Oman’s state budget deficit nearly halved in the first five months of this year as higher oil prices boosted export revenues sharply and a corporate tax hike took effect, figures released by the official statistics agency showed on Monday.
The government’s deficit in January-May shrank to OMR1.10bn ($2.86bn) from OMR2.04bn a year earlier.
Oman’s financial position is among the weakest of the wealthy Gulf oil exporters, so the data may reassure investors in its debt. The International Monetary Fund has predicted it will run a fiscal deficit of 5.7 per cent of gross domestic product this year, down from 11.4 per cent in 2017.
Net oil revenues jumped to OMR2.38bn in the first five months from OMR1.77bn a year earlier. Brent crude averaged $70.22 a barrel during the period, up from $53.75.
Meanwhile, revenues from corporate income tax climbed 24 per cent to OMR352.3m after the government lifted the tax rate to 15 per cent from 12 per cent.
The government also recorded a leap in proceeds from the sale of assets to OMR75.4m from OMR6.8m. The agency did not say which assets had been sold.
Total state expenditure including expenditures under settlement, or funds that had been allocated but not yet disbursed, dropped 3 percent to OMR5.19bn.
The government continued to spend heavily on development projects designed to create jobs and diversify the economy beyond oil and gas exports. However, “participation and support”, which includes state subsidies, fell to OMR189.6m from OMR319.2m. Oman cut fuel subsidies this year to ease the burden on state finances.

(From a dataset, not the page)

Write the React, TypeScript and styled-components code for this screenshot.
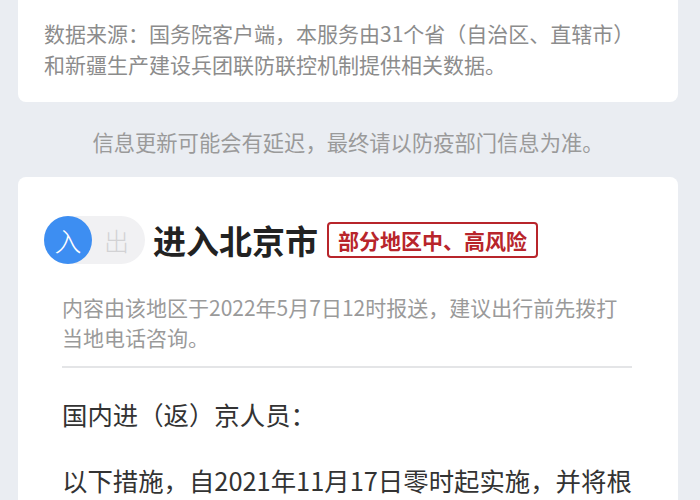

The agency released January-May public finance figures after a gap of three months in publication of the monthly data. It did not give a reason for the gap.
Data released on Monday for March, April and May implied a five-month deficit of OMR753.4m, rather than the OMR1.10bn which the agency reported. The agency did not respond to a request for an explanation of the difference.
Oman’s original 2018 budget plan projected spending of OMR12.5bn this year, revenues of OMR9.5bn and a deficit of OMR3.0bn, and assumed an average oil price of $50 per barrel.